First of all, I’m flattered that because of a set of political opinions that I have, you are so bent on attacking me that you would comb through months and months of my Wall and strip quotes from a couple, moderately read articles that I wrote just to take a cheap shot against me in the middle of a Student Government Election that you have no stake in, whose bylaws you broke.  You seemed so intent on landing a big punch on me that you ignored SGA rules, Davidson College Community practices, and basic human decency to do it.  You’re risking a lot on that punch, brother.

You see, Nick, your post – on our college’s Facebook page, spawning a firestorm of comments before it was taken down – proves exactly the point that I’ve been trying to get across for the past year.  About Davidson. About college.  About how conservatives are, through a variety of strategies and sting tactics from people like you, silenced from speaking their minds on campus.  You see, I’m wired a little differently from most people.  I can take it when you decide to go full berserk on me simply because I publish political views – views that in no way, shape or form harm you, views that have no bearing on your life, views that I express simply because I want to.  But some can’t.  Many fear expressing themselves on campus.  Many see the vitriolic backlash that greets way too many conservatives who dare post on social media and the chilling effect occurs: they feel discouraged from posting anything remotely conservative themselves, knowing it is likely they would get personally attacked and insulted for the things that they put on Facebook.

I anger you.  I get it.  I anger you because I post what I want and I don’t conform to that norm.  But I’ve never insulted you.  I’ve never questioned your character on social media.  I never tried to undermine your candidacy for anything.
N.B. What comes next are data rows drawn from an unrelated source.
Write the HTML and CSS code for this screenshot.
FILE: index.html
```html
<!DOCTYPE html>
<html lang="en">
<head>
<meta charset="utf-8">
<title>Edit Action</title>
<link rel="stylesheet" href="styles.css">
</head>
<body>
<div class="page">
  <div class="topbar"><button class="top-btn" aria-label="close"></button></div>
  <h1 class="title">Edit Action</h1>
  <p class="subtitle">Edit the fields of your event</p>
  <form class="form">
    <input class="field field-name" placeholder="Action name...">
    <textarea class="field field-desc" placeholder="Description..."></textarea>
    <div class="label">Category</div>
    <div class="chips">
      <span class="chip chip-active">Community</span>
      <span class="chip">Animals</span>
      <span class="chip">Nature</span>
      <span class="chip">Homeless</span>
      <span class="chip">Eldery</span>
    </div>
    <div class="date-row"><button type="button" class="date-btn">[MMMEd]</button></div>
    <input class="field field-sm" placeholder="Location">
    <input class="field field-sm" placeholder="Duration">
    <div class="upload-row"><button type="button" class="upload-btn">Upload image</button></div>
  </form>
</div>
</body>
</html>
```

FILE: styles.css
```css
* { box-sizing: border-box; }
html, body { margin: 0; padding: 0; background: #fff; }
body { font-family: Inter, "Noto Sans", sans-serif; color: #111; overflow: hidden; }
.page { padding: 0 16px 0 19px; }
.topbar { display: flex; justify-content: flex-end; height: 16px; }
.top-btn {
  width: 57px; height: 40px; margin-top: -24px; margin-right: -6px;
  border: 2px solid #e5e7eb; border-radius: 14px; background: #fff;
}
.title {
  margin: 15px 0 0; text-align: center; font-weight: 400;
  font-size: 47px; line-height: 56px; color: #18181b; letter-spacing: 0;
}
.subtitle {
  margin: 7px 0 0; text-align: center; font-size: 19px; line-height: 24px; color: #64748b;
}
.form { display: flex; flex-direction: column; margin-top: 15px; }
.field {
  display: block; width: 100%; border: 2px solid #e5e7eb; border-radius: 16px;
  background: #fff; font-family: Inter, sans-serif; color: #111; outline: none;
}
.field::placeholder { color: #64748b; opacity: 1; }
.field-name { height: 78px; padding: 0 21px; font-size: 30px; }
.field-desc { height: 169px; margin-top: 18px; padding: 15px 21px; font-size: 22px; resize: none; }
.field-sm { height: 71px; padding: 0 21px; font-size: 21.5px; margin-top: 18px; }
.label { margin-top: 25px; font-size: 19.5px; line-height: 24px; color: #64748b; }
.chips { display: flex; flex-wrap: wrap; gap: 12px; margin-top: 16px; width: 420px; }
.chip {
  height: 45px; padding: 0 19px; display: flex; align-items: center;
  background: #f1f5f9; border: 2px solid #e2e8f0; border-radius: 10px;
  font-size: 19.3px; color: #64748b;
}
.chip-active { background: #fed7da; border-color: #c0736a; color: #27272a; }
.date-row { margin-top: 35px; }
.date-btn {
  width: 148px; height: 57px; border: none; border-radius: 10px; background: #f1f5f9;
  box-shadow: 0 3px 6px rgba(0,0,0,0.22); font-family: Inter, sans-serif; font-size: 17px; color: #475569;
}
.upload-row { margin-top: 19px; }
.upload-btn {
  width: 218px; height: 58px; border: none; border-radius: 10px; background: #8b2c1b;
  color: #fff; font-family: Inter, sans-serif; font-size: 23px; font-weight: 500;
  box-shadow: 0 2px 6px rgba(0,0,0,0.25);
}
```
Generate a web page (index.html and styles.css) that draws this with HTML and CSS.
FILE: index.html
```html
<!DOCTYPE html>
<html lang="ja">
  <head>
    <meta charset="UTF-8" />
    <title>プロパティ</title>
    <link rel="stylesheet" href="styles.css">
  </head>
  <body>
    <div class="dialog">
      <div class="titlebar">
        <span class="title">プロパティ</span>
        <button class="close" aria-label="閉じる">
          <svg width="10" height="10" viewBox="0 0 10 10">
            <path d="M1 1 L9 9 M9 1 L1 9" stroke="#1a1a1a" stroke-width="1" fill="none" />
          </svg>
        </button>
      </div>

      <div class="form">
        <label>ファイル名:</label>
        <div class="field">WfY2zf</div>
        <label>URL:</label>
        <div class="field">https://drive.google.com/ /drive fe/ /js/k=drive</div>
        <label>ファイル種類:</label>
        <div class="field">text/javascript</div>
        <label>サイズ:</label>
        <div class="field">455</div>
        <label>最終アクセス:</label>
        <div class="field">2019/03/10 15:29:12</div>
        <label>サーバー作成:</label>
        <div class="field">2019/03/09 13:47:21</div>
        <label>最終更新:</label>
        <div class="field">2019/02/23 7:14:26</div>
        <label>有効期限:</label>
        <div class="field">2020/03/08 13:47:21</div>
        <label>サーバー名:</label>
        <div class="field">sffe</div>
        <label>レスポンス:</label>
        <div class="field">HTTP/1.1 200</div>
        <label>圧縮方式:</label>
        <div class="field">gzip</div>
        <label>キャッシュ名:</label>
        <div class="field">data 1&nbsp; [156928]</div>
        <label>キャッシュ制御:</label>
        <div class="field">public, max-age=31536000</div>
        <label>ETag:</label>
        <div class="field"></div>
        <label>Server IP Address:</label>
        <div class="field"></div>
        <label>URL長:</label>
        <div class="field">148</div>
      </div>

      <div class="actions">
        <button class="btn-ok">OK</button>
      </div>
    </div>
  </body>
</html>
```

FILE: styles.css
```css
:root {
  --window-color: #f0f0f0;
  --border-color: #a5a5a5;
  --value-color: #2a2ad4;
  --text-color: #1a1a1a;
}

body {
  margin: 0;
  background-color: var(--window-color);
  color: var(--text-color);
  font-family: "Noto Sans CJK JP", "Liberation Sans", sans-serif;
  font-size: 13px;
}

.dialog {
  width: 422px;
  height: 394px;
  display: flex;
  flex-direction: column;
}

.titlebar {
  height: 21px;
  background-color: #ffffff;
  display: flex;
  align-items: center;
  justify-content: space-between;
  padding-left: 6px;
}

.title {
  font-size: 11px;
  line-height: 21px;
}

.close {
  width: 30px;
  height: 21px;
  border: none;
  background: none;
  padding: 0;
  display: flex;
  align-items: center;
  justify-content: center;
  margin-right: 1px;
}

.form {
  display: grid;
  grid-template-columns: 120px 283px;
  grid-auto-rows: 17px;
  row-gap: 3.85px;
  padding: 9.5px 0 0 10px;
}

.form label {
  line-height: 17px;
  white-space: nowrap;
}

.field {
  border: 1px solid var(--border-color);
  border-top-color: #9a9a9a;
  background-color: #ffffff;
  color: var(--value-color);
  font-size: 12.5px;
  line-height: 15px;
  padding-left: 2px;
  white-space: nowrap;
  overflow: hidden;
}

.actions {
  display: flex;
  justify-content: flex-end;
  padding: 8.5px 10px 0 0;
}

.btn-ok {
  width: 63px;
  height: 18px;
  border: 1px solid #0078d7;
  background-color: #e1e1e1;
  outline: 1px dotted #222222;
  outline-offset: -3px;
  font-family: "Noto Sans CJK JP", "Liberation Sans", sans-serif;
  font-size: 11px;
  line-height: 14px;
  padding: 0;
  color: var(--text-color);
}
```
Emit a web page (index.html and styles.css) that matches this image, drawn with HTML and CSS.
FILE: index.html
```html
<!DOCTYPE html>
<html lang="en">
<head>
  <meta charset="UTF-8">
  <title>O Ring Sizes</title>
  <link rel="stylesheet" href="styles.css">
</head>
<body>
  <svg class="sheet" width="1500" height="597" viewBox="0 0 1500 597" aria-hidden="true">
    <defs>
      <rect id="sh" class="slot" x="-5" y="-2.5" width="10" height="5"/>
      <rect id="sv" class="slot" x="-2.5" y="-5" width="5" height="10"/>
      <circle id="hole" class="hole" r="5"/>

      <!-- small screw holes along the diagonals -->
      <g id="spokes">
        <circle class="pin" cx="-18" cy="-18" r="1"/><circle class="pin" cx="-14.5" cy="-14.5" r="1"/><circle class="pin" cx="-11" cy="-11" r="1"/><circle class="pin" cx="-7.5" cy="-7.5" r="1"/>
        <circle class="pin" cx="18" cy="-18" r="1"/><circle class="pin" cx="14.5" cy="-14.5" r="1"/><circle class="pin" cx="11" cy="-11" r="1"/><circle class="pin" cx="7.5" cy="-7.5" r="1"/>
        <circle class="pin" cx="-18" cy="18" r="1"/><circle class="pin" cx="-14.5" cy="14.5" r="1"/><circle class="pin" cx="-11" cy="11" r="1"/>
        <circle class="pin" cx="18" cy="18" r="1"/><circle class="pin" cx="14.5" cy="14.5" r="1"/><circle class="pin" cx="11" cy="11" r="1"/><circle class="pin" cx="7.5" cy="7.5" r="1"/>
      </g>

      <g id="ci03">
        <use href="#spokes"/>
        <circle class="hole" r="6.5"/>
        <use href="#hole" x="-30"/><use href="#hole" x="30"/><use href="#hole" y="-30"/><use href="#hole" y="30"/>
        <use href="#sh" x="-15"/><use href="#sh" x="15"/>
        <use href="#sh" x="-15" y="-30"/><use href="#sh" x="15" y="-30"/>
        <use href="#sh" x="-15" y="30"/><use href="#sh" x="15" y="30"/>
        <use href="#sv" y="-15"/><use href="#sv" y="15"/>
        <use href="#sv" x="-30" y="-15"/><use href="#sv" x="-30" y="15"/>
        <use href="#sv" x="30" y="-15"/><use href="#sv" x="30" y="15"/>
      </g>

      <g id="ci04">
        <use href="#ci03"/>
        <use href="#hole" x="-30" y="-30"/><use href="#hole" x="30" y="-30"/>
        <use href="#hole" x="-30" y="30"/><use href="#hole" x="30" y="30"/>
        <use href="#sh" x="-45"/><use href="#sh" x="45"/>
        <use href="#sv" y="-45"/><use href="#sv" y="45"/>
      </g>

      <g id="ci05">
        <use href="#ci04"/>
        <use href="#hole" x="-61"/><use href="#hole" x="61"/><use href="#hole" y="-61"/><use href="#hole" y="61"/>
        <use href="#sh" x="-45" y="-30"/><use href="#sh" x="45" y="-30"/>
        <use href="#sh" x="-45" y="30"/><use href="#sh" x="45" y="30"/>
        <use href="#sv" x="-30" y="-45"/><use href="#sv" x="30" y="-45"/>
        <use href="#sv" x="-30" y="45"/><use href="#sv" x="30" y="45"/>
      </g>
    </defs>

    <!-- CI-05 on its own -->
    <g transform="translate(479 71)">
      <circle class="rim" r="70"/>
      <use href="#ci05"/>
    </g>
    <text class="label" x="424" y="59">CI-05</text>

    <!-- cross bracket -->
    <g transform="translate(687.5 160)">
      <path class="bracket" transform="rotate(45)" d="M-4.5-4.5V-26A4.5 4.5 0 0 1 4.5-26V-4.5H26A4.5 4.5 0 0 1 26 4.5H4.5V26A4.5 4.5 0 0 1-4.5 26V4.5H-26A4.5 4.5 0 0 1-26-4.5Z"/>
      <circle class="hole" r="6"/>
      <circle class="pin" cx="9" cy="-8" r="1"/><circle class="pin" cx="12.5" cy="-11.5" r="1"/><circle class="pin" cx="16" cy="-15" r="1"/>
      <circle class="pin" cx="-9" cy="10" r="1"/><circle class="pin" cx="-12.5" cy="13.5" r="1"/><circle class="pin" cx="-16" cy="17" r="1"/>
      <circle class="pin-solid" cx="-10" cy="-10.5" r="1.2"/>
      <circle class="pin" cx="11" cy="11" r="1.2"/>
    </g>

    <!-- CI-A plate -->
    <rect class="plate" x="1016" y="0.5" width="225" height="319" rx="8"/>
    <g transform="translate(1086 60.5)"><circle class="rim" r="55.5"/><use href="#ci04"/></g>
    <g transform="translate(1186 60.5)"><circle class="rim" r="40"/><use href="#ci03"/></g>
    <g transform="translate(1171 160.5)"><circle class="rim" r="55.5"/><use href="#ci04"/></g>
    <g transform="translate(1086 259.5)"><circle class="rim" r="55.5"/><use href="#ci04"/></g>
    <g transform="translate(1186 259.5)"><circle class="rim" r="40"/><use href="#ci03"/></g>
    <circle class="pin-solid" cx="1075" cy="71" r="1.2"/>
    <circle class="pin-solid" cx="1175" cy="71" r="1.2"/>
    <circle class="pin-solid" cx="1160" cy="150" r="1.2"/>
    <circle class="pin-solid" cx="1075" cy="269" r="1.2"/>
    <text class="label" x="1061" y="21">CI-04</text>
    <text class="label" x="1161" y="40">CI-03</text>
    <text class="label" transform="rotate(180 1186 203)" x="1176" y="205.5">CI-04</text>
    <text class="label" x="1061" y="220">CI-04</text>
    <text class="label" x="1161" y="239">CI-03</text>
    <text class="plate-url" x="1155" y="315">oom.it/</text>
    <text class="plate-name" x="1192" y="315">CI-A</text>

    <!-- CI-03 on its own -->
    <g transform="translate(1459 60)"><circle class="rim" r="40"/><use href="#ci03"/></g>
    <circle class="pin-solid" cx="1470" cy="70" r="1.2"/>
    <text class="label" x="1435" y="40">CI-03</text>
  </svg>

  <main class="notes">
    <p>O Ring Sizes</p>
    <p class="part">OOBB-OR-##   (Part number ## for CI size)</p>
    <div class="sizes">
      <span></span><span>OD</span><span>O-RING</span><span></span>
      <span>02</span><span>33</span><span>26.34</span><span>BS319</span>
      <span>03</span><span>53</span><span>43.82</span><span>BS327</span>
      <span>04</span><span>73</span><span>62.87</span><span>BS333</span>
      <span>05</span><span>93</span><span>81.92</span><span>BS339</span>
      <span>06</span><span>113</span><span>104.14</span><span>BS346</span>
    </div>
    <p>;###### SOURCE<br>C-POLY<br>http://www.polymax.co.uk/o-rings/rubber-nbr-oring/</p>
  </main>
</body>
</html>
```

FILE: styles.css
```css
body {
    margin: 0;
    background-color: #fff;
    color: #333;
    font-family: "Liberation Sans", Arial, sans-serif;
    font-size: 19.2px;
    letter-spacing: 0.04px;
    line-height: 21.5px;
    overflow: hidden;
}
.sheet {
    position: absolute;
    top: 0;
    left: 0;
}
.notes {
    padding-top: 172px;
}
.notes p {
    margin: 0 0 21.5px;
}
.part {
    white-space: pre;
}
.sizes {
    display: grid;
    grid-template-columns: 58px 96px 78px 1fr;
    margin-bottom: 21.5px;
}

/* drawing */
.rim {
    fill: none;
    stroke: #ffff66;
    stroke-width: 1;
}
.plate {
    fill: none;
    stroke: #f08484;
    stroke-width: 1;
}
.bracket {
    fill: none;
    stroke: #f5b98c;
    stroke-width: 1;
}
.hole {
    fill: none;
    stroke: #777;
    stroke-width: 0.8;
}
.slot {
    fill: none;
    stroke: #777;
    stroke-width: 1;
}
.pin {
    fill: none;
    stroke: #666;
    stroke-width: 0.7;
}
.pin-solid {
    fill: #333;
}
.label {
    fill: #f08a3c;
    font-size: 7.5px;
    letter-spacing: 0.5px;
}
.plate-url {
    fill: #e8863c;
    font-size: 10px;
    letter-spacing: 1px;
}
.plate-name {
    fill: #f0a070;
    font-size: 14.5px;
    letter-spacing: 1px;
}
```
I’ll tell you what I did do: one time, and I have footage of it in the comments, you posted an article about abortion, supporting a pro-choice standpoint.  I commented, supporting a pro-life viewpoint.  It was the only time I ever commented on anything you ever sent.  You deleted my comment.  You deleted my comment and then you messaged me and you said you deleted it because “it really wasn’t worth [your] time or effort” to engage with it.  That’s up to you.  You have the right to curate your Facebook as you please.  That’s fine.

 

The next thing I messaged to you was asking you whether you would like to have a lunch sometime to discuss this issue.  You said maybe.  I replied, asking you to set up a time (“Maybe next week”).  You never got back to me.  That’s fine too.  You have a right to reject my invitation.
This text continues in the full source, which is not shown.